## [Exercise brief]
Would you write out the listing verbatim and skip every picture in it?

## [Data lines]

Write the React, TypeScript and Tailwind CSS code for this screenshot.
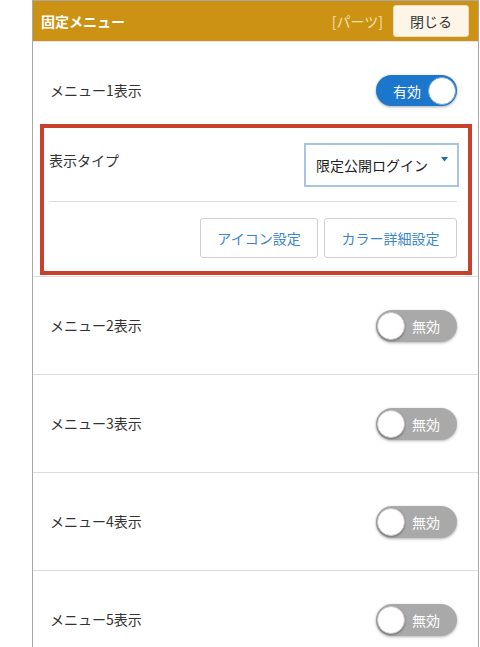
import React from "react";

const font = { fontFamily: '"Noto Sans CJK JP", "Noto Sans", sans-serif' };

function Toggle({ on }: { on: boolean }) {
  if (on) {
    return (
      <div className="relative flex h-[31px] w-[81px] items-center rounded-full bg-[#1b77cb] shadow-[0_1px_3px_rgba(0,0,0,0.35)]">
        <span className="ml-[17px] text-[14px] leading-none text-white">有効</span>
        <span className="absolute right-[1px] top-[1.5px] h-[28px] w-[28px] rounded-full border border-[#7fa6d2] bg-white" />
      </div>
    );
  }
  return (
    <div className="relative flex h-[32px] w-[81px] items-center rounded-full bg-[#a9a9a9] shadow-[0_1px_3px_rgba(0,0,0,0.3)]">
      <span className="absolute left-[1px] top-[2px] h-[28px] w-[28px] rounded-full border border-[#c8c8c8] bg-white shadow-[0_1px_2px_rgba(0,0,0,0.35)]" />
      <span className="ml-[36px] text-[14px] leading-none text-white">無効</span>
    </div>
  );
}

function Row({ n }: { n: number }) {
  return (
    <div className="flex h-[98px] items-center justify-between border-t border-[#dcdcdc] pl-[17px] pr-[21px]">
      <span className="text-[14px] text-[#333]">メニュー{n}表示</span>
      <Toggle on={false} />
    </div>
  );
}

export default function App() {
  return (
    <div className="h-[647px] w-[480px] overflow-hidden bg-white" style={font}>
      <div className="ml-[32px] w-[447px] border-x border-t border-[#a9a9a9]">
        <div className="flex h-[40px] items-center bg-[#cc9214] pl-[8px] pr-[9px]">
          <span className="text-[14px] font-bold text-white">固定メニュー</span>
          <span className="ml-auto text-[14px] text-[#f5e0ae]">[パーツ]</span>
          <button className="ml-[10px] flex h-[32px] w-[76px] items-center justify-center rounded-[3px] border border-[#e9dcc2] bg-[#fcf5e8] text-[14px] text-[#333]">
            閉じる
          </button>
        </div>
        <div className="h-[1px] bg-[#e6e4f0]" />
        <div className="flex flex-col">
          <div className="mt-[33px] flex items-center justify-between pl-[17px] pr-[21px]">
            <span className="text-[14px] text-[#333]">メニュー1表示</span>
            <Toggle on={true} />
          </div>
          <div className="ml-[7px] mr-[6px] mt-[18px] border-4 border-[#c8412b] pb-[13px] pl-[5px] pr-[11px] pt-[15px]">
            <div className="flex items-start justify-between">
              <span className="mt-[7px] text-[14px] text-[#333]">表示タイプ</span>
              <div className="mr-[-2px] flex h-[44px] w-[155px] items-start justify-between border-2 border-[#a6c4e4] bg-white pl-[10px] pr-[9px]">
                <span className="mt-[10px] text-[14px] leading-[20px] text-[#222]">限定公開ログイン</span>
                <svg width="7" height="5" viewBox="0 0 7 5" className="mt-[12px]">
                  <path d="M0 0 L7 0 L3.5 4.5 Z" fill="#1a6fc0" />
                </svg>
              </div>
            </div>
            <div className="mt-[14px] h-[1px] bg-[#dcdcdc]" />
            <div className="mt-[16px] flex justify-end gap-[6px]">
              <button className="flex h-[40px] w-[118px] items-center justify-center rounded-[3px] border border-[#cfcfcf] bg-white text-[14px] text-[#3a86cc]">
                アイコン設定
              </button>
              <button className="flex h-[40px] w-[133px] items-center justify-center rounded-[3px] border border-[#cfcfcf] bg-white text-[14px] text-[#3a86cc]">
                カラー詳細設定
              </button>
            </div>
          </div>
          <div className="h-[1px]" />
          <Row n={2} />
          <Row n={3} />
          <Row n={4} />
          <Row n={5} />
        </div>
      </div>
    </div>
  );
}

## [Worked solution]
Write the React, TypeScript and Tailwind CSS code for this screenshot.
import React from "react";

const font = { fontFamily: '"Noto Sans CJK JP", "Noto Sans", sans-serif' };

function Toggle({ on }: { on: boolean }) {
  if (on) {
    return (
      <div className="relative flex h-[31px] w-[81px] items-center rounded-full bg-[#1b77cb] shadow-[0_1px_3px_rgba(0,0,0,0.35)]">
        <span className="ml-[17px] text-[14px] leading-none text-white">有効</span>
        <span className="absolute right-[1px] top-[1.5px] h-[28px] w-[28px] rounded-full border border-[#7fa6d2] bg-white" />
      </div>
    );
  }
  return (
    <div className="relative flex h-[32px] w-[81px] items-center rounded-full bg-[#a9a9a9] shadow-[0_1px_3px_rgba(0,0,0,0.3)]">
      <span className="absolute left-[1px] top-[2px] h-[28px] w-[28px] rounded-full border border-[#c8c8c8] bg-white shadow-[0_1px_2px_rgba(0,0,0,0.35)]" />
      <span className="ml-[36px] text-[14px] leading-none text-white">無効</span>
    </div>
  );
}

function Row({ n }: { n: number }) {
  return (
    <div className="flex h-[98px] items-center justify-between border-t border-[#dcdcdc] pl-[17px] pr-[21px]">
      <span className="text-[14px] text-[#333]">メニュー{n}表示</span>
      <Toggle on={false} />
    </div>
  );
}

export default function App() {
  return (
    <div className="h-[647px] w-[480px] overflow-hidden bg-white" style={font}>
      <div className="ml-[32px] w-[447px] border-x border-t border-[#a9a9a9]">
        <div className="flex h-[40px] items-center bg-[#cc9214] pl-[8px] pr-[9px]">
          <span className="text-[14px] font-bold text-white">固定メニュー</span>
          <span className="ml-auto text-[14px] text-[#f5e0ae]">[パーツ]</span>
          <button className="ml-[10px] flex h-[32px] w-[76px] items-center justify-center rounded-[3px] border border-[#e9dcc2] bg-[#fcf5e8] text-[14px] text-[#333]">
            閉じる
          </button>
        </div>
        <div className="h-[1px] bg-[#e6e4f0]" />
        <div className="flex flex-col">
          <div className="mt-[33px] flex items-center justify-between pl-[17px] pr-[21px]">
            <span className="text-[14px] text-[#333]">メニュー1表示</span>
            <Toggle on={true} />
          </div>
          <div className="ml-[7px] mr-[6px] mt-[18px] border-4 border-[#c8412b] pb-[13px] pl-[5px] pr-[11px] pt-[15px]">
            <div className="flex items-start justify-between">
              <span className="mt-[7px] text-[14px] text-[#333]">表示タイプ</span>
              <div className="mr-[-2px] flex h-[44px] w-[155px] items-start justify-between border-2 border-[#a6c4e4] bg-white pl-[10px] pr-[9px]">
                <span className="mt-[10px] text-[14px] leading-[20px] text-[#222]">限定公開ログイン</span>
                <svg width="7" height="5" viewBox="0 0 7 5" className="mt-[12px]">
                  <path d="M0 0 L7 0 L3.5 4.5 Z" fill="#1a6fc0" />
                </svg>
              </div>
            </div>
            <div className="mt-[14px] h-[1px] bg-[#dcdcdc]" />
            <div className="mt-[16px] flex justify-end gap-[6px]">
              <button className="flex h-[40px] w-[118px] items-center justify-center rounded-[3px] border border-[#cfcfcf] bg-white text-[14px] text-[#3a86cc]">
                アイコン設定
              </button>
              <button className="flex h-[40px] w-[133px] items-center justify-center rounded-[3px] border border-[#cfcfcf] bg-white text-[14px] text-[#3a86cc]">
                カラー詳細設定
              </button>
            </div>
          </div>
          <div className="h-[1px]" />
          <Row n={2} />
          <Row n={3} />
          <Row n={4} />
          <Row n={5} />
        </div>
      </div>
    </div>
  );
}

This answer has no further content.